Ademais, mesmo aquela mulher que se coloca em segundo plano e prioriza o cuidado com os outros, precisa cumprir um padrão de perfeição. Esse padrão que aqui pontuaremos enquanto um padrão de maternidade perfeita, existe independente da mulher possuir filhos, pois trata-se de uma exigência comportamental.

Naomi Wolf, em seu livro “O Mito da Beleza” declara que os padrões de beleza são instrumentos de controle político, no qual as mulheres, ao serem constantemente bombardeadas com exemplos de corpos e rostos perfeitos — impossíveis de serem alcançados — são controladas e limitadas. Em outras palavras, as normas de beleza não apenas descrevem a relação que as mulheres precisam ter com o próprio corpo, como também definem as dimensões da sua liberdade psíquica. (DWORKIN, 1974; WOLF, 1991)

Da mesma forma, a sociedade estabelece um padrão comportamental de mãe perfeita. Em cada cultura, assim como a beleza, o ideal de maternidade varia de acordo com o período histórico. Conscientemente ou não, todas as mulheres o carregam.
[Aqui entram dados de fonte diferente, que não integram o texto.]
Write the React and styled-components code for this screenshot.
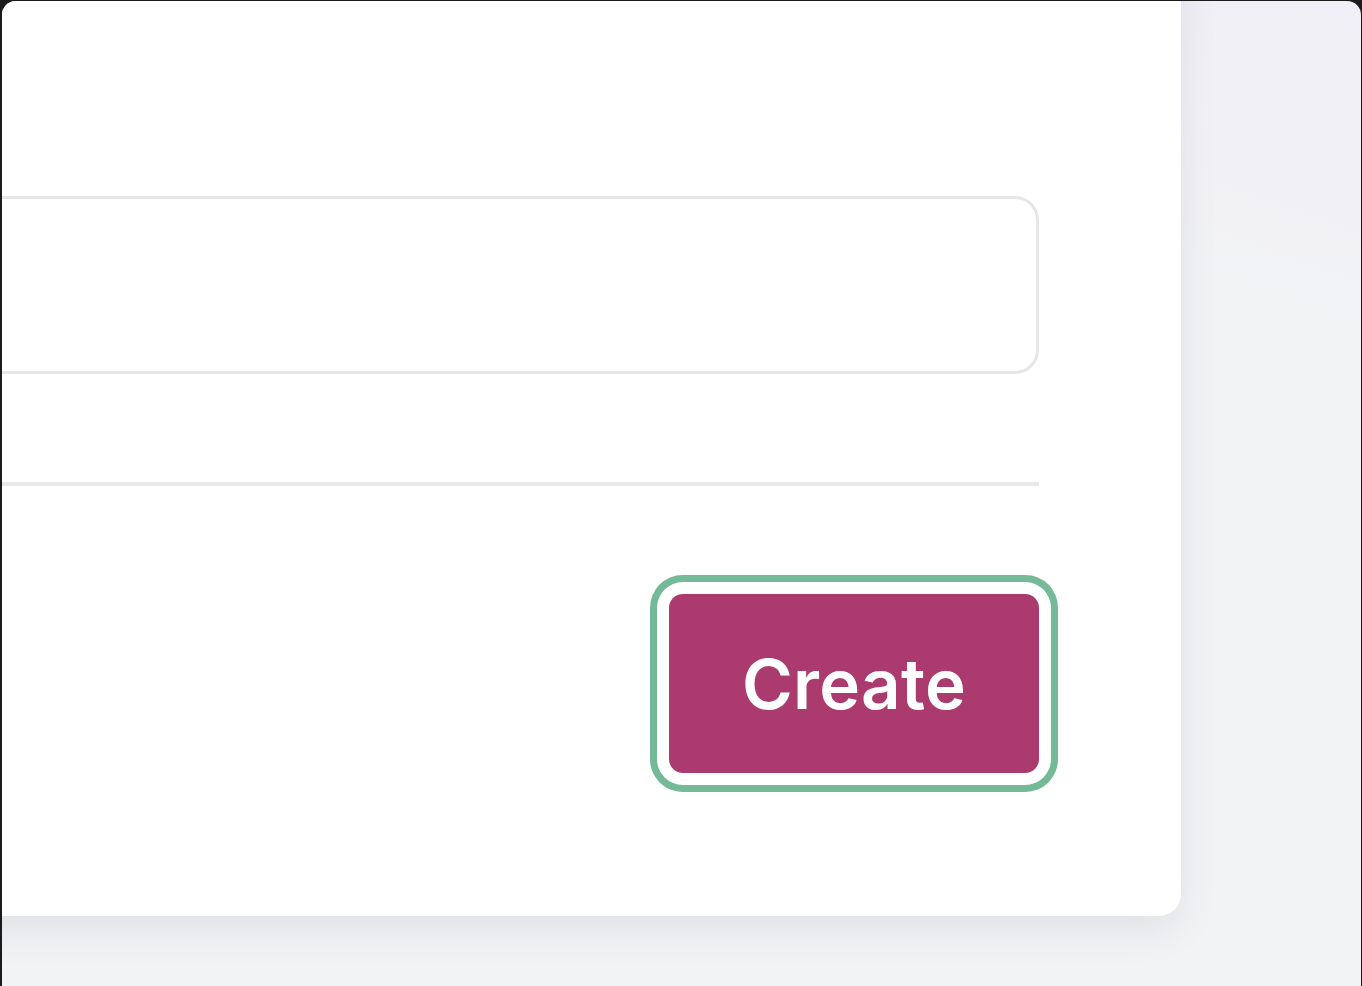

Elas podem aceitá-lo, rejeitá-lo ou contorná-lo, mas é sempre em relação a ele que seu comportamento é determinado.

E, mesmo que variem de acordo com a época e o lugar, todos eles se fundamentam na mesma ideia: a preocupação da mulher consigo mesma deve dar lugar ao esquecimento de si, e o “eu quero tudo” perde espaço para o “eu lhe devo tudo”. (BADINTER, 2010, p. 18). Em outras palavras, a sociedade não está realmente interessada em uma criação perfeita dos filhos, mas no comportamento cego das mulheres enquanto cuidadoras, que precisam obedecer o sistema e internalizar o seu papel social como um aspecto natural da sua personalidade.

A boa mulher é aquela que “naturalmente” coloca as necessidades dos outros acima de tudo. Ela é capaz de assumir uma trilogia de papéis: conjugal, maternal e profissional, sem questionar, mesmo que eles se sobreponham e coexistam na maior parte do seu dia. Se ela chega atrasada no trabalho porque levou seu filho ao colégio, assume a responsabilidade de não ter sido boa o suficiente. Se acabou se sentindo exausta por não ter dormido a noite porque estava cuidando do seu avô, talvez ela precise se esforçar mais. Afinal, tem tantos exemplos de mulheres que conseguem ser incríveis em todos os papéis que precisam assumir, não é mesmo?

A verdade é que é tudo isso é uma ilusão. A estrutura social precisa da obediência feminina. A mulher precisa estar o tempo inteiro tentando ser essa mãe perfeita mesmo que ela nunca consiga chegar na perfeição que se espera — que vai além do seu tratamento com seus filhos, caso ela tenha. Consequentemente, essa relação cria um caráter alienante no desempenho do papel social feminino, em que ela se preocupa tanto com o cumprimento dessa obrigação, que não lhe resta tempo para pensar e avaliar sua condição social, e a ideia enraizada na sua posição.

Referências

BADINTER, Elizabeth. O conflito: a mulher e a mãe. Rio de Janeiro, RJ: Record, 2010.

DWORKIN, Andrea. Woman Hating. Dutton. 1974

LERNER, Gerda. A criação do patriarcado. História da opressão das mulheres pelos homens. São Paulo: Cultrix, 2019.

WOLF, Naomi. O Mito da Beleza: Como as imagens de beleza são usadas contra as mulheres. Rio de Janeiro: Editora Rocco, 1991.